О выполнении задания командир «Д-5» старший лейтенант И. Я. Трофимов и комиссар старший политрук Д. А. Дубина по возвращении в Новороссийск докладывали очень скупо:
«В 03 ч. 00 м. закончил выгрузку боеприпасов и выкачку бензина. Принял на борт тяжело раненных 38 человек и эвакуированных работников с семьями Севастопольского горкома 41 человек. Вышли из Камышевой бухты 03 ч. 15 м. Обстановка во время перехода: имел встречи с самолетами и одним торпедным катером. Во всех случаях уклонялся срочным погружением и уходил на глубину. После ухода под воду следовали бомбовые удары. С 04 ч. 20 м. до 08. 32 м. противник сбросил свыше 100 бомб»[3]3
Архив ИО ГМШ ВМФ, дело 1969, л. 93–98.
[Закрыть].
Иван Яковлевич Трофимов – один из выдающихся боевых командиров подводных кораблей Черноморского флота. Высоко оценивали его боевые действия старейшие подводники флота контр-адмирал П. И. Болтунов, капитан 1 ранга М. Г. Соловьев и А. В. Крестовский. И сейчас, спустя много лет после всех событий, связанных с походами в осажденный Севастополь, ветераны-подводники вспоминают И. Я. Трофимова добрым словом.
В 1934 году Иван Яковлевич с первого курса Донецкого химического института пошел добровольцем по путевке обкома комсомола в Высшее военно-морское училище имени М. В. Фрунзе.
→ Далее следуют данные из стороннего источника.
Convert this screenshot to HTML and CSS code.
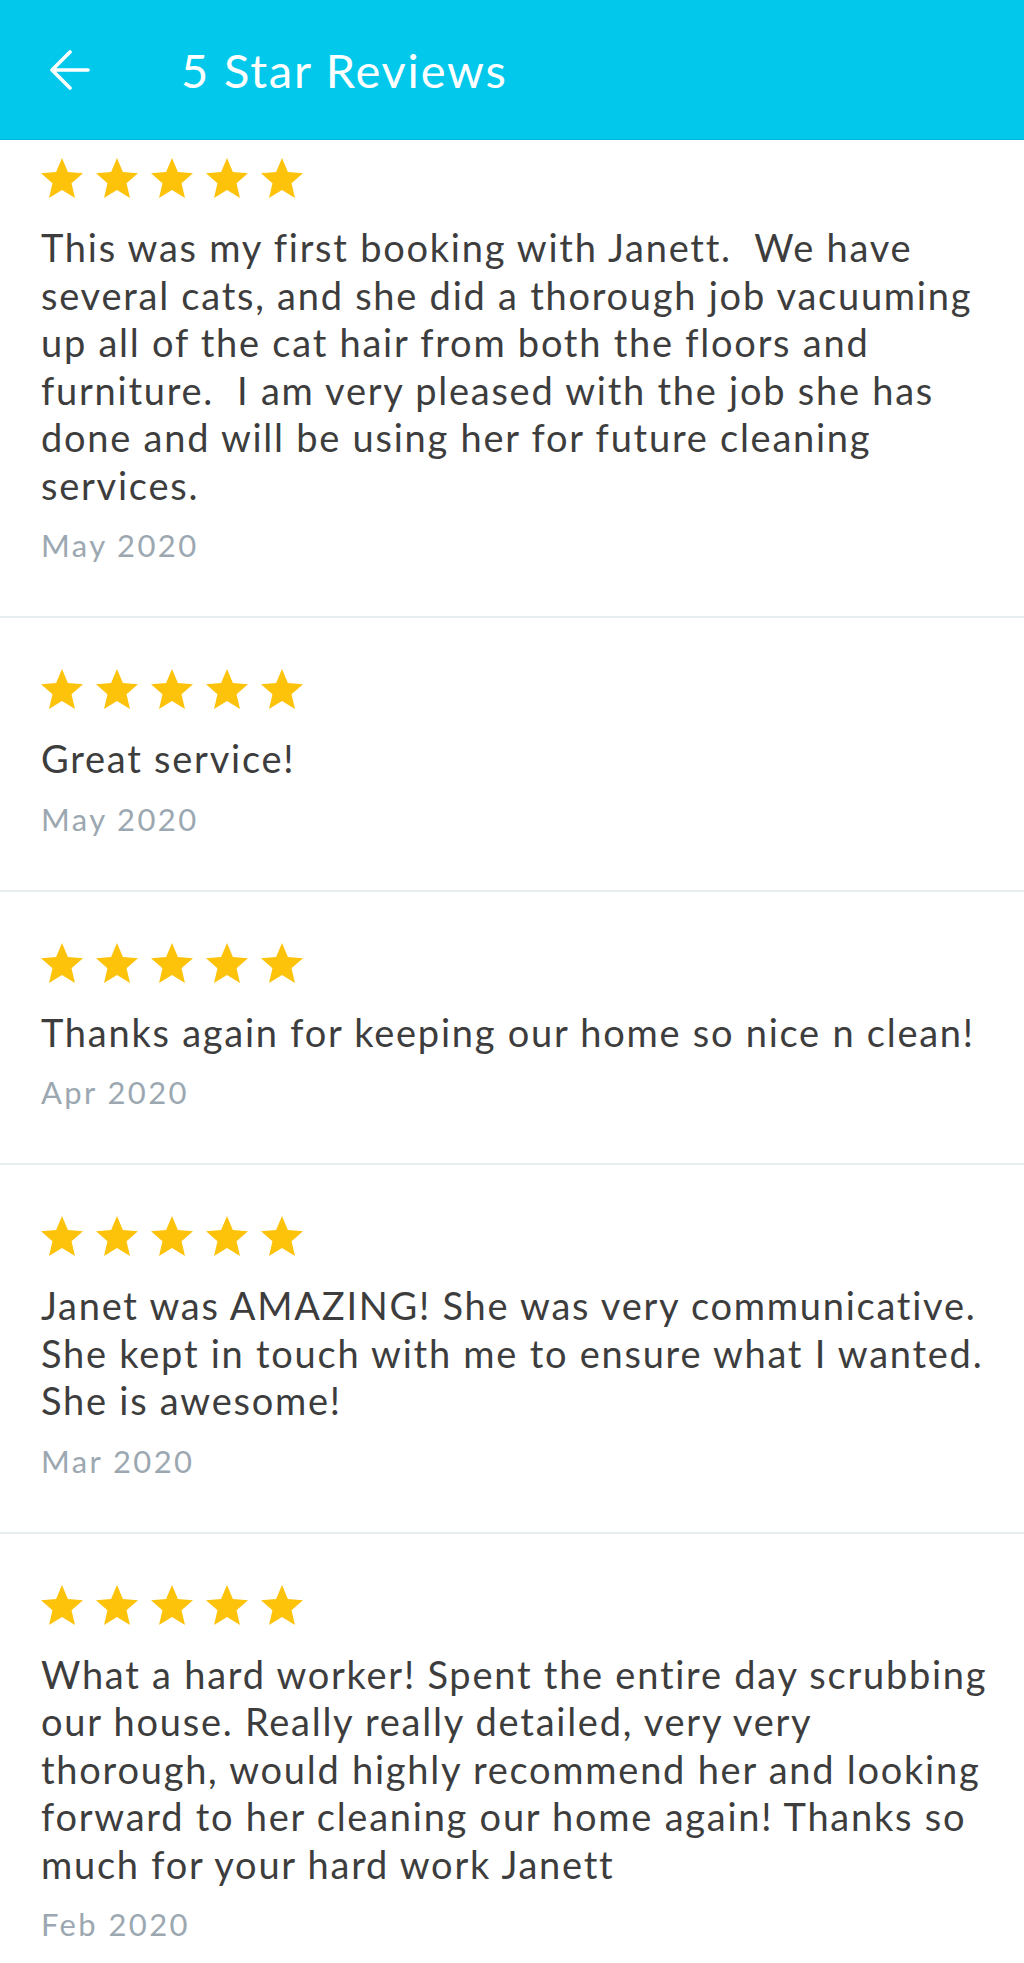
FILE: index.html
```html
<!DOCTYPE html>
<html lang="en">
<head>
<meta charset="utf-8">
<title>5 Star Reviews</title>
<link rel="stylesheet" href="styles.css">
</head>
<body>
<header class="appbar">
  <svg class="back" viewBox="0 0 40 40" aria-hidden="true">
    <path d="M38 20H3M20 2L2 20l18 18" fill="none" stroke="#fff" stroke-width="3.6" stroke-linecap="round" stroke-linejoin="round"/>
  </svg>
  <h1 class="title">5 Star Reviews</h1>
</header>

<main class="list">
  <section class="review">
    <div class="stars">
      <svg viewBox="2 2 20 19"><path d="M12 17.27L18.18 21l-1.64-7.03L22 9.24l-7.19-.61L12 2 9.19 8.63 2 9.24l5.46 4.73L5.82 21z"/></svg>
      <svg viewBox="2 2 20 19"><path d="M12 17.27L18.18 21l-1.64-7.03L22 9.24l-7.19-.61L12 2 9.19 8.63 2 9.24l5.46 4.73L5.82 21z"/></svg>
      <svg viewBox="2 2 20 19"><path d="M12 17.27L18.18 21l-1.64-7.03L22 9.24l-7.19-.61L12 2 9.19 8.63 2 9.24l5.46 4.73L5.82 21z"/></svg>
      <svg viewBox="2 2 20 19"><path d="M12 17.27L18.18 21l-1.64-7.03L22 9.24l-7.19-.61L12 2 9.19 8.63 2 9.24l5.46 4.73L5.82 21z"/></svg>
      <svg viewBox="2 2 20 19"><path d="M12 17.27L18.18 21l-1.64-7.03L22 9.24l-7.19-.61L12 2 9.19 8.63 2 9.24l5.46 4.73L5.82 21z"/></svg>
    </div>
    <p class="text">This was my first booking with Janett.&nbsp; We have several cats, and she did a thorough job vacuuming up all of the cat hair from both the floors and furniture.&nbsp; I am very pleased with the job she has done and will be using her for future cleaning services.</p>
    <p class="date">May 2020</p>
  </section>

  <section class="review">
    <div class="stars">
      <svg viewBox="2 2 20 19"><path d="M12 17.27L18.18 21l-1.64-7.03L22 9.24l-7.19-.61L12 2 9.19 8.63 2 9.24l5.46 4.73L5.82 21z"/></svg>
      <svg viewBox="2 2 20 19"><path d="M12 17.27L18.18 21l-1.64-7.03L22 9.24l-7.19-.61L12 2 9.19 8.63 2 9.24l5.46 4.73L5.82 21z"/></svg>
      <svg viewBox="2 2 20 19"><path d="M12 17.27L18.18 21l-1.64-7.03L22 9.24l-7.19-.61L12 2 9.19 8.63 2 9.24l5.46 4.73L5.82 21z"/></svg>
      <svg viewBox="2 2 20 19"><path d="M12 17.27L18.18 21l-1.64-7.03L22 9.24l-7.19-.61L12 2 9.19 8.63 2 9.24l5.46 4.73L5.82 21z"/></svg>
      <svg viewBox="2 2 20 19"><path d="M12 17.27L18.18 21l-1.64-7.03L22 9.24l-7.19-.61L12 2 9.19 8.63 2 9.24l5.46 4.73L5.82 21z"/></svg>
    </div>
    <p class="text">Great service!</p>
    <p class="date">May 2020</p>
  </section>

  <section class="review">
    <div class="stars">
      <svg viewBox="2 2 20 19"><path d="M12 17.27L18.18 21l-1.64-7.03L22 9.24l-7.19-.61L12 2 9.19 8.63 2 9.24l5.46 4.73L5.82 21z"/></svg>
      <svg viewBox="2 2 20 19"><path d="M12 17.27L18.18 21l-1.64-7.03L22 9.24l-7.19-.61L12 2 9.19 8.63 2 9.24l5.46 4.73L5.82 21z"/></svg>
      <svg viewBox="2 2 20 19"><path d="M12 17.27L18.18 21l-1.64-7.03L22 9.24l-7.19-.61L12 2 9.19 8.63 2 9.24l5.46 4.73L5.82 21z"/></svg>
      <svg viewBox="2 2 20 19"><path d="M12 17.27L18.18 21l-1.64-7.03L22 9.24l-7.19-.61L12 2 9.19 8.63 2 9.24l5.46 4.73L5.82 21z"/></svg>
      <svg viewBox="2 2 20 19"><path d="M12 17.27L18.18 21l-1.64-7.03L22 9.24l-7.19-.61L12 2 9.19 8.63 2 9.24l5.46 4.73L5.82 21z"/></svg>
    </div>
    <p class="text">Thanks again for keeping our home so nice n clean!</p>
    <p class="date">Apr 2020</p>
  </section>

  <section class="review">
    <div class="stars">
      <svg viewBox="2 2 20 19"><path d="M12 17.27L18.18 21l-1.64-7.03L22 9.24l-7.19-.61L12 2 9.19 8.63 2 9.24l5.46 4.73L5.82 21z"/></svg>
      <svg viewBox="2 2 20 19"><path d="M12 17.27L18.18 21l-1.64-7.03L22 9.24l-7.19-.61L12 2 9.19 8.63 2 9.24l5.46 4.73L5.82 21z"/></svg>
      <svg viewBox="2 2 20 19"><path d="M12 17.27L18.18 21l-1.64-7.03L22 9.24l-7.19-.61L12 2 9.19 8.63 2 9.24l5.46 4.73L5.82 21z"/></svg>
      <svg viewBox="2 2 20 19"><path d="M12 17.27L18.18 21l-1.64-7.03L22 9.24l-7.19-.61L12 2 9.19 8.63 2 9.24l5.46 4.73L5.82 21z"/></svg>
      <svg viewBox="2 2 20 19"><path d="M12 17.27L18.18 21l-1.64-7.03L22 9.24l-7.19-.61L12 2 9.19 8.63 2 9.24l5.46 4.73L5.82 21z"/></svg>
    </div>
    <p class="text">Janet was AMAZING! She was very communicative. She kept in touch with me to ensure what I wanted. She is awesome!</p>
    <p class="date">Mar 2020</p>
  </section>

  <section class="review">
    <div class="stars">
      <svg viewBox="2 2 20 19"><path d="M12 17.27L18.18 21l-1.64-7.03L22 9.24l-7.19-.61L12 2 9.19 8.63 2 9.24l5.46 4.73L5.82 21z"/></svg>
      <svg viewBox="2 2 20 19"><path d="M12 17.27L18.18 21l-1.64-7.03L22 9.24l-7.19-.61L12 2 9.19 8.63 2 9.24l5.46 4.73L5.82 21z"/></svg>
      <svg viewBox="2 2 20 19"><path d="M12 17.27L18.18 21l-1.64-7.03L22 9.24l-7.19-.61L12 2 9.19 8.63 2 9.24l5.46 4.73L5.82 21z"/></svg>
      <svg viewBox="2 2 20 19"><path d="M12 17.27L18.18 21l-1.64-7.03L22 9.24l-7.19-.61L12 2 9.19 8.63 2 9.24l5.46 4.73L5.82 21z"/></svg>
      <svg viewBox="2 2 20 19"><path d="M12 17.27L18.18 21l-1.64-7.03L22 9.24l-7.19-.61L12 2 9.19 8.63 2 9.24l5.46 4.73L5.82 21z"/></svg>
    </div>
    <p class="text">What a hard worker! Spent the entire day scrubbing our house. Really really detailed, very very thorough, would highly recommend her and looking forward to her cleaning our home again! Thanks so much for your hard work Janett</p>
    <p class="date">Feb 2020</p>
  </section>
</main>
</body>
</html>
```

FILE: styles.css
```css
* { box-sizing: border-box; }

html, body {
  margin: 0;
  padding: 0;
  background: #ffffff;
}

body {
  font-family: "Lato", "Noto Sans", sans-serif;
  color: #3d3d3d;
  overflow: hidden;
}

.appbar {
  height: 139px;
  background: #02c9eb;
  display: flex;
  align-items: center;
  padding-left: 50px;
  box-shadow: 0 1px 0 #00b6d6;
}

.back {
  width: 40px;
  height: 40px;
  flex: none;
}

.title {
  margin: 0 0 0 91px;
  font-weight: 400;
  font-size: 47px;
  letter-spacing: 1.8px;
  color: #ffffff;
  line-height: 1;
  padding-top: 2px;
}

.review {
  padding: 51px 29px 53px 41px;
  border-top: 2px solid #e8eef0;
}

.review:first-child {
  padding-top: 19px;
  border-top: none;
}

.stars {
  display: flex;
  gap: 13px;
  height: 40px;
}

.stars svg {
  width: 42px;
  height: 40px;
  fill: #fdc20a;
}

.text {
  margin: 26px 0 0;
  font-size: 38px;
  letter-spacing: 1.75px;
  line-height: 47.5px;
  color: #3d3d3d;
}

.date {
  margin: 18px 0 0;
  font-size: 31px;
  letter-spacing: 2.4px;
  line-height: 36px;
  color: #9ca8b1;
}
```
Успешно закончил учебу. С радостью воспринял назначение на подводную лодку «Д-5» командиром рулевой группы. Через год получил назначение штурманом дивизиона. После окончания курсов подводного плавания два года был помощником командира на «Д-5».
«Подготовлен для самостоятельного управления подводной лодкой и умело управляет ею. В бою спокоен, решителен и смел». Так аттестовал Трофимова командир 1-го дивизиона бригады подводных лодок Черноморского флота капитан 2 ранга Н. Д. Новиков, который был на лодке в боевом походе и наблюдал за действиями командира.
С мая 1942 года И. Я. Трофимов – командир подводной лодки «Д-5», а потом командир подводной лодки «Д-4».
«За период войны по 1 ноября 1943 года капитан-лейтенант И. Я. Трофимов совершил 17 боевых походов. Из них 4 помощником и 13 командиром лодки. В результате личных боевых действий за период с начала командования подводной лодкой по ноябрь 1943 года потопил 4 корабля противника»[4]4
Архив ИО ГМШ ВМФ, Личное дело И. Я. Трофимова.
[Закрыть].
11 декабря 1943 года при выполнении боевого задания подводная лодка «Д-4» под командованием капитан-лейтенанта И. Я. Трофимова погибла в бою за Родину.
Подводная лодка «М-32», приняв в Новороссийске 8 тонн боеприпасов и около 6 тонн авиационного бензина, вышла в Севастополь 21 июня.
Командир «М-32» капитан-лейтенант Николай Александрович Колтыпин был опытным боевым подводником. Еще в финскую кампанию на Балтике принимал он участие в боевых походах на «Щ-311». За успешное выполнение боевого задания его наградили медалью «За боевые заслуги». С 1940 года Н. А. Колтыпин – командир подводной лодки «М-32».
22 июня в 21 час 35 минут лодка вышла в Стрелецкую бухту и приступила к разгрузке и выкачке бензина, хотя артиллерийский обстрел не прекращался.